Today, June 16, is the centenary of Bloomsday, the beloved 24 hours of Leopold Bloom's wanderings chronicled in James Joyce's Ulysses. The Economist asks the question, Is the fuss over James Joyce's Ulysses greater than the book?
I can only imagine the nostalgic joy of the book's fans around the world for I have not yet had the pleasure of reading it. Ulysses is, simply put, the towering book of fiction in the twentiteth-century Western canon. I have been meaning to read it for a very long time now, but it seems whenever I am about to open the first page I lose the courage. And so Ulysses has remained in my reading backlog for many years now and I don't quite know when I would end up reading it. Perhaps this centenary is a good time to read it. I would once again give it a try next month and will report my opinion of the book as soon as I finish reading.

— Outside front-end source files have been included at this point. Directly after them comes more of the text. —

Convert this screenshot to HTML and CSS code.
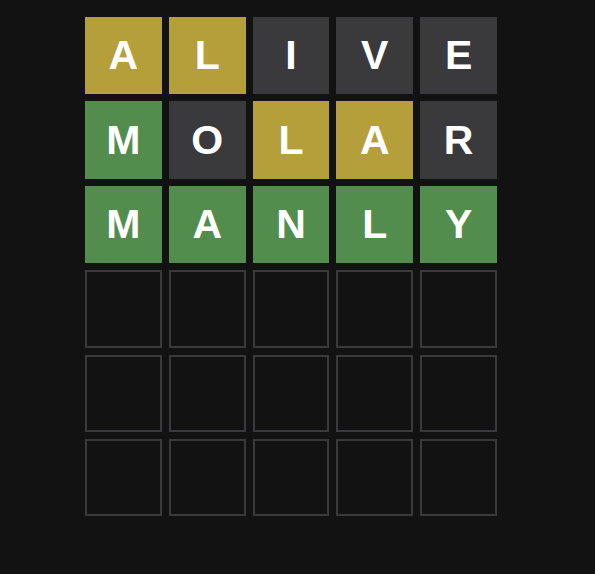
FILE: index.html
```html
<!DOCTYPE html>
<html lang="en">
<head>
  <meta charset="UTF-8">
  <title>Wordle</title>
  <link rel="stylesheet" href="styles.css">
</head>
<body>
  <div class="board">
    <div class="tile present">A</div>
    <div class="tile present">L</div>
    <div class="tile absent">I</div>
    <div class="tile absent">V</div>
    <div class="tile absent">E</div>

    <div class="tile correct">M</div>
    <div class="tile absent">O</div>
    <div class="tile present">L</div>
    <div class="tile present">A</div>
    <div class="tile absent">R</div>

    <div class="tile correct">M</div>
    <div class="tile correct">A</div>
    <div class="tile correct">N</div>
    <div class="tile correct">L</div>
    <div class="tile correct">Y</div>

    <div class="tile"></div>
    <div class="tile"></div>
    <div class="tile"></div>
    <div class="tile"></div>
    <div class="tile"></div>

    <div class="tile"></div>
    <div class="tile"></div>
    <div class="tile"></div>
    <div class="tile"></div>
    <div class="tile"></div>

    <div class="tile"></div>
    <div class="tile"></div>
    <div class="tile"></div>
    <div class="tile"></div>
    <div class="tile"></div>
  </div>
</body>
</html>
```

FILE: styles.css
```css
html, body {
  margin: 0;
  background: #121213;
  height: 100%;
}
body {
  font-family: "Liberation Sans", Arial, sans-serif;
  padding: 17px 0 0 85px;
  box-sizing: border-box;
}
.board {
  display: grid;
  grid-template-columns: repeat(5, 76.8px);
  grid-template-rows: repeat(6, 77.4px);
  column-gap: 7px;
  row-gap: 7px;
}
.tile {
  box-sizing: border-box;
  border: 2px solid #3a3a3c;
  display: flex;
  align-items: center;
  justify-content: center;
  color: #ffffff;
  font-weight: bold;
  font-size: 41px;
  line-height: 1;
}
.present {
  background: #b59f3b;
  border-color: #b59f3b;
}
.absent {
  background: #3a3a3c;
  border-color: #3a3a3c;
}
.correct {
  background: #538d4e;
  border-color: #538d4e;
}
```
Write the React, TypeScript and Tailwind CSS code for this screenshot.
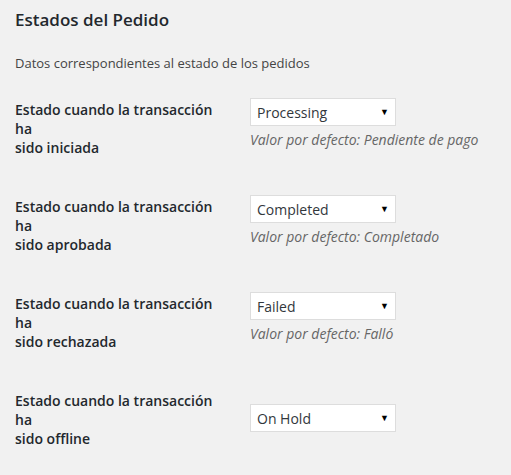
export default function App() {
  const rows = [
    { label: 'sido iniciada', value: 'Processing', help: 'Valor por defecto: Pendiente de pago' },
    { label: 'sido aprobada', value: 'Completed', help: 'Valor por defecto: Completado' },
    { label: 'sido rechazada', value: 'Failed', help: 'Valor por defecto: Falló' },
  ]

  return (
    <div className="min-h-[475px] w-[511px] bg-[#f1f1f1] pl-[15px] pt-[9px] font-['Open_Sans',sans-serif] text-[#23282d]">
      {/* Header */}
      <h2 className="text-[17px] font-semibold leading-[22px]">Estados del Pedido</h2>
      <p className="mt-[23px] text-[13px] leading-[19px] text-[#444]">
        Datos correspondientes al estado de los pedidos
      </p>

      {/* Rows */}
      <div className="mt-[25px]">
        {rows.map((row) => (
          <div key={row.value} className="flex h-[97px] items-start">
            <div className="w-[235px] pt-[2px] text-[14px] font-semibold leading-[19px]">
              <div>Estado cuando la transacción</div>
              <div>ha</div>
              <div>{row.label}</div>
            </div>
            <div>
              <Select value={row.value} />
              <div className="mt-[4px] text-[14px] italic leading-[19px] text-[#666]">{row.help}</div>
            </div>
          </div>
        ))}

        <div className="flex items-start">
          <div className="w-[235px] pt-[2px] text-[14px] font-semibold leading-[19px]">
            <div>Estado cuando la transacción</div>
            <div>ha</div>
            <div>sido offline</div>
          </div>
          <div className="pt-[15px]">
            <Select value="On Hold" />
          </div>
        </div>
      </div>
    </div>
  )
}

function Select({ value }: { value: string }) {
  return (
    <div className="flex h-[28px] w-[146px] items-center justify-between border border-[#dddddd] bg-white pl-[6px] pr-[6px] text-[14px] text-[#32373c]">
      <span>{value}</span>
      <span className="text-[9px] text-black">▼</span>
    </div>
  )
}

I read Joyce's Portrait of the Artist as a Young Man for my undergraduate Humanities class. (My crappy paper for that class was on Joyce's theory of aesthetics, which was basically a reformulation of Aquinas's.)I didn't expect I would like the book, thinking it was too dense for my taste, but some of the passages just blew me over. In Joyce's prose, there is no extraneous word that can be excised, every word seems able to justify its presence.
How can one possibly describe Joyce? Joyce at his best reads like Dante writing English prose. He is that good, at least as I read him in the Portrait and Dubliners.